In a digital age, data is increasingly our most valuable asset.  Yet it’s not just data that needs to be handled correctly – we also need to control how decisions are made using that data. It’s right and proper to demand it be treated ethically, but ethics is a question of personal values and, if not codified, it differs from person to person.

When agreeing a common approach or framework for AI, it’s best to use those values we agree on as the founding principles. Debate is welcome and consensus will help employees and decision makers support the guidelines in the future.

While it’s advisable for each organisation to agree its own code of AI ethics, it’s useful to have a set of core principles to work from. For example, the Government’s Data Ethics Framework provides general but strong guidelines to help public sector organisations use data responsibly. For AI and data science, the Fairness, Accountability, Transparency And Explainability (FATE) framework provides an ideal starting point. 

At its core, the FATE framework encourages responsible and transparent data use at every stage of the AI process, from collection to analysis.
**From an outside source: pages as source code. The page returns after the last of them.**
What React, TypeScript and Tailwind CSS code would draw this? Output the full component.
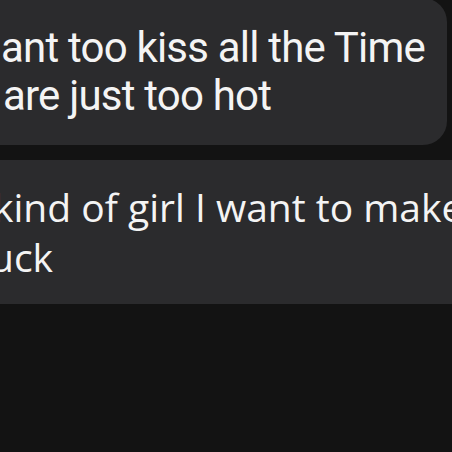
const bubbles = [
  {
    lines: ["ant too kiss all the Time", "are just too hot"],
  },
];

export default function App() {
  return (
    <div className="h-[452px] w-[452px] overflow-hidden bg-[#131313]">
      <div className="-mt-[2px] flex flex-col gap-[15px]">
        {/* first message, right edge visible */}
        <div className="mr-[5px] -ml-[24px] rounded-[24px] bg-[#2b2b2d] pb-[25px] pl-[25px] pt-[26px] font-['Roboto',sans-serif] text-[42px] leading-[48px] tracking-[-0.8px] text-[#f4f4f4]">
          {bubbles[0].lines.map((line, i) => (
            <p key={line} className={i === 1 ? "pl-[2px] whitespace-nowrap" : "whitespace-nowrap"}>
              {line}
            </p>
          ))}
        </div>

        {/* second message, runs past both edges */}
        <div className="-mr-[24px] -ml-[24px] rounded-[24px] bg-[#2b2b2d] py-[22px] pl-[17px] font-['Open_Sans',sans-serif] text-[39px] leading-[50px] text-[#f4f4f4]">
          <p className="whitespace-nowrap">kind of girl I want to make</p>
          <p className="-ml-[3px] whitespace-nowrap">uck</p>
        </div>
      </div>
    </div>
  );
}
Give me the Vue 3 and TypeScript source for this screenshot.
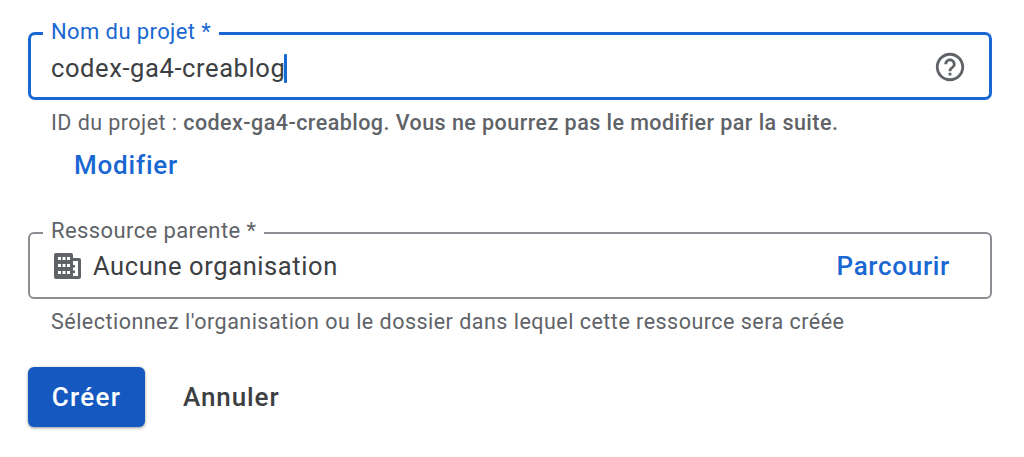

It mandates that decisions made by machines be fair and unbiased, with a diverse range of inputs at design to avoid inbuilt discrimination.

The method by which data is turned into insight and used to make decisions must be transparent and explainable, with consumers always able to question and opt out if so desired. Finally, human oversight is a must to ensure no automated decision is made that betrays the company’s values, ethics and regulatory obligations.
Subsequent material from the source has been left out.